Our Lord Jesus supplies us with whatever we need for spiritual combat in this world—none of which we have in ourselves. Everything necessary comes our way in God’s Son, the conqueror in the strife. The battle belongs to Him, who alone is our salvation and delivers us from the foe. The irony is we cannot gaze at this armor or its protection. Unseen by us—yes—but visible to Satan and the other dark powers.

Our heavenly Father provides us with grace and guidance as we travel on our course. Little by little, He dismantles our reliance upon ourselves. Left is our bare, fragile human essence, which must rely on God, not ourselves. Later, as death sweeps in, our Lord snatches our soul, taking away everything we own. Why? To grant us His everlasting blessings, which neither time nor power can slay. Our days go by as we decrease and God increases, giving us every spiritual blessing in Christ (Ephesians 1:3).

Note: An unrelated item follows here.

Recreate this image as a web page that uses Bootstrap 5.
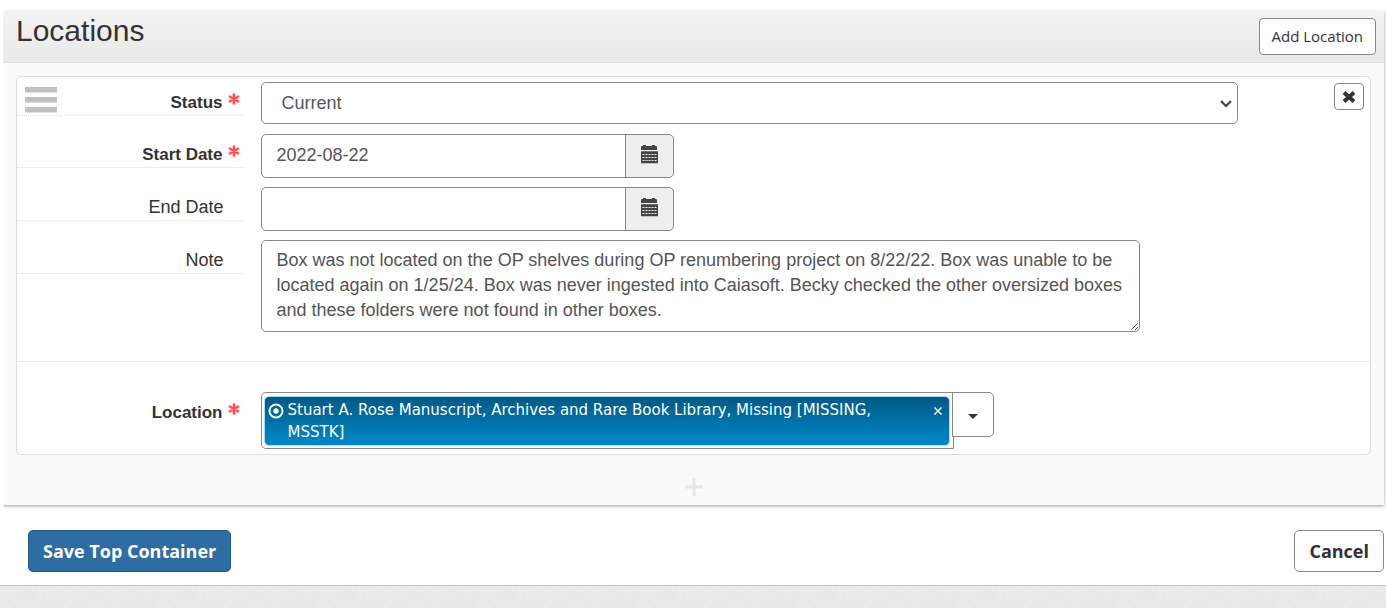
<!DOCTYPE html>
<html lang="en">
<head>
<meta charset="utf-8">
<meta name="viewport" content="width=device-width, initial-scale=1">
<title>Top Container - Locations</title>
<link rel="stylesheet" href="https://cdn.jsdelivr.net/npm/bootstrap@5.3.0/dist/css/bootstrap.min.css">
<style>
body{font-family:"Liberation Sans",Arial,sans-serif;font-size:18px;line-height:25px;color:#333;background-color:#ececec;
background-image:url("data:image/svg+xml,%3Csvg xmlns='http://www.w3.org/2000/svg' width='160' height='160'%3E%3Cfilter id='n'%3E%3CfeTurbulence type='fractalNoise' baseFrequency='.35' numOctaves='2' stitchTiles='stitch'/%3E%3CfeColorMatrix values='0 0 0 0 .6 0 0 0 0 .6 0 0 0 0 .6 .25 0 0 0 -.06'/%3E%3C/filter%3E%3Crect width='160' height='160' filter='url(%23n)'/%3E%3C/svg%3E");}
.page-sheet{background:#fff;border-bottom:1px solid #c4c4c4;box-shadow:0 1px 3px rgba(0,0,0,.15);padding:10px 2px 13px 3px}
.panel{background:#fafafa;box-shadow:0 1px 3px rgba(0,0,0,.4);clip-path:inset(0 -4px -4px 0)}
.panel-head{background:linear-gradient(#f3f3f3,#e9e9e9);border-bottom:1px solid #ddd;padding:8px 8px 7px 13px;border-radius:4px 4px 0 0}
.panel-head h2{font-size:30px;line-height:26px;font-weight:400;margin:0}
.btn-line{--bs-btn-color:#333;--bs-btn-bg:#fff;--bs-btn-border-color:#888;--bs-btn-hover-bg:#eee;--bs-btn-hover-border-color:#777;--bs-btn-border-radius:4px;font-family:"Open Sans",sans-serif}
.btn-add{font-size:15px;line-height:23px;padding:6px 12px}
.panel-main{padding:13px 13px 0}
.record{background:#fff;border:1px solid #ddd;border-radius:5px;padding:5px 0}
.grip{left:8px;top:10px;width:32px;height:26px}
.field{display:flex;margin-bottom:10px}
.tag-col{border-bottom:1px dotted #ddd;padding:8px 19px 0 0;height:34px;text-align:right;align-self:flex-start}
.tag-col.no-line{border-color:transparent}
.req{font-size:17px;font-weight:700;padding-right:20px}
.req svg{position:absolute;right:2px;top:10px}
.ctl-col{padding:0 19px 0 18px}
.form-control,.form-select{font-size:18px;line-height:24px;color:#555;border-color:#888;border-radius:5px;padding:8px 15px;background-color:#fff}
.form-select{padding-left:20px;background-position:right 4px center;background-size:14px 14px;
background-image:url("data:image/svg+xml,%3Csvg xmlns='http://www.w3.org/2000/svg' viewBox='0 0 14 14'%3E%3Cpath d='M2 5l5 5 5-5' fill='none' stroke='%23444' stroke-width='2.2'/%3E%3C/svg%3E")}
.date-group{width:413px;max-width:100%;height:43px}
.date-group .form-control{padding-bottom:10px}
.cal-btn{background:#eee;border:1px solid #888;width:49px;padding:0 0 4px;border-radius:5px}
.note-box{width:90%;height:92px;line-height:25px;padding:7px 15px;overflow:hidden}
.rule{border-top:1px solid #e9e9e9;margin:29px 0 30px}
.linker{width:75%}
.token-box{border:1px solid #888;border-radius:5px 0 0 5px;padding:3px 3px 2px 2px;min-height:57px}
.token{background:linear-gradient(#005a86,#0088c8);border:1px solid #a6dcf6;border-radius:5px;color:#fff;font-family:"DejaVu Sans",Verdana,sans-serif;font-size:15px;line-height:22px;padding:2px 6px 2px 3px}
.token-close{background:none;border:0;color:#fff;padding:0;line-height:10px;margin-top:6px}
.btn-drop{width:42px;height:45px;margin-left:-2px;border-radius:0 5px 5px 0;padding:0}
.btn-x{right:6px;top:6px;width:30px;height:27px;padding:0;line-height:0}
.add-plus{border:0;background:none;padding:23px 0 9px;line-height:0;vertical-align:top}
.actions{padding:25px 0 0 25px}
.btn-act{font-family:"Open Sans",sans-serif;font-size:18px;font-weight:700;line-height:24px;padding:8px 14px;border-radius:5px}
.btn-save{--bs-btn-color:#fff;--bs-btn-bg:#2e6da4;--bs-btn-border-color:#265a88;--bs-btn-hover-bg:#265a88;--bs-btn-hover-color:#fff}
</style>
<script src="https://cdn.jsdelivr.net/npm/bootstrap@5.3.0/dist/js/bootstrap.bundle.min.js"></script>
</head>
<body>
<svg class="d-none" xmlns="http://www.w3.org/2000/svg">
<symbol id="star" viewBox="0 0 14 14"><g stroke="#ffb4b4" stroke-width="3.600" stroke-linecap="round"><path d="M7 2.500v9M3 4.700l8 4.600M3 9.300l8-4.600"/></g><g stroke="#fb4a4a" stroke-width="1.900" stroke-linecap="round"><path d="M7 2.500v9M3 4.700l8 4.600M3 9.300l8-4.600"/></g></symbol>
<symbol id="cal" viewBox="0 0 18 19"><path fill="#444" d="M1.500 1H3V0h3v1h6V0h3v1h1.500l.5 1v3H1V2zM1 6.200h17v12H1z"/><path stroke="#eee" stroke-width="1" stroke-dasharray="2 1" d="M2.500 9.500h14M2.500 12.500h14M2.500 15.500h14"/></symbol>
</svg>
<form class="page-sheet">
<section class="panel">
<header class="panel-head d-flex justify-content-between align-items-start">
<h2>Locations</h2>
<button type="button" class="btn btn-line btn-add">Add Location</button>
</header>
<div class="panel-main">
<div class="record position-relative">
<svg class="grip position-absolute" viewBox="0 0 32 26" aria-hidden="true"><path fill="#c0c0c0" d="M0 0h32v5.500H0zM0 10h32v5.500H0zM0 20h32v5.500H0z"/></svg>
<button type="button" class="btn btn-line btn-x position-absolute" aria-label="Remove location"><svg width="14" height="14" viewBox="0 0 14 14"><path d="M2 2.500l10 9M12 2.500l-10 9" stroke="#333" stroke-width="4"/></svg></button>

<div class="field">
<label for="status" class="col-2 tag-col req position-relative">Status<svg width="14" height="14"><use href="#star"/></svg></label>
<div class="col-9 ctl-col"><select id="status" class="form-select"><option>Current</option><option>Previous</option></select></div>
</div>
<div class="field">
<label for="start" class="col-2 tag-col req position-relative">Start Date<svg width="14" height="14"><use href="#star"/></svg></label>
<div class="col-9 ctl-col"><div class="input-group date-group"><input id="start" type="text" class="form-control" value="2022-08-22"><button type="button" class="cal-btn" aria-label="Pick start date"><svg width="18" height="19"><use href="#cal"/></svg></button></div></div>
</div>
<div class="field">
<label for="end" class="col-2 tag-col">End Date</label>
<div class="col-9 ctl-col"><div class="input-group date-group"><input id="end" type="text" class="form-control"><button type="button" class="cal-btn" aria-label="Pick end date"><svg width="18" height="19"><use href="#cal"/></svg></button></div></div>
</div>
<div class="field mb-0">
<label for="note" class="col-2 tag-col">Note</label>
<div class="col-9 ctl-col"><textarea id="note" class="form-control note-box">Box was not located on the OP shelves during OP renumbering project on 8/22/22. Box was unable to be located again on 1/25/24. Box was never ingested into Caiasoft. Becky checked the other oversized boxes and these folders were not found in other boxes.</textarea></div>
</div>
<div class="rule"></div>
<div class="field mb-0">
<label for="location" class="col-2 tag-col no-line req position-relative">Location<svg width="14" height="14"><use href="#star"/></svg></label>
<div class="col-9 ctl-col">
<div class="linker d-flex align-items-start">
<div class="token-box flex-grow-1">
<div class="token d-flex align-items-start">
<svg class="flex-shrink-0 mt-1 me-1" width="16" height="16" viewBox="0 0 16 16"><circle cx="8" cy="8" r="6.500" fill="none" stroke="#fff" stroke-width="2"/><circle cx="8" cy="8" r="2.700" fill="#fff"/></svg>
<span class="flex-grow-1 pe-5">Stuart A. Rose Manuscript, Archives and Rare Book Library, Missing [MISSING, MSSTK]</span>
<button type="button" class="token-close" aria-label="Remove"><svg width="10" height="10" viewBox="0 0 10 10"><path d="M1.500 1.500l7 7M8.500 1.500l-7 7" stroke="#fff" stroke-width="1.500"/></svg></button>
</div>
</div>
<button type="button" id="location" class="btn btn-line btn-drop flex-shrink-0" aria-label="Browse locations"><svg width="10" height="5" viewBox="0 0 10 5"><path fill="#333" d="M0 0h10L5 5z"/></svg></button>
</div>
</div>
</div>
</div>
<div class="d-flex justify-content-center"><button type="button" class="add-plus" aria-label="Add another location"><svg width="18" height="18" viewBox="0 0 18 18"><path d="M9 0v18M0 9h18" stroke="#e6e6e6" stroke-width="3"/></svg></button></div>
</div>
</section>
<div class="actions d-flex justify-content-between">
<button type="submit" class="btn btn-save btn-act">Save Top Container</button>
<button type="button" class="btn btn-line btn-act">Cancel</button>
</div>
</form>
</body>
</html>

Of course, this internal transformation is invisible to you, me, and those around us. Others cannot, nor do we, view ourselves as our God perceives us. God beholds us as we are, resplendent in His Son, not as we appear to our fallen perceptions. Our Lord covers us with His purity, holiness, and glory, disclosed at the resurrection when we will rejoice in Him, face-to-face. In the meantime, we journey, bearing God’s language of light on our lips, speaking to a world groping in darkness.

Yes, Christ guides us through the chasm of dying and death. Our physical, fallen flesh fades as our Lord’s heavenly life shines on us, fuller and brighter. With and yet waiting for us, Jesus will usher us from our midnight story into the brightness of His radiance. Amen.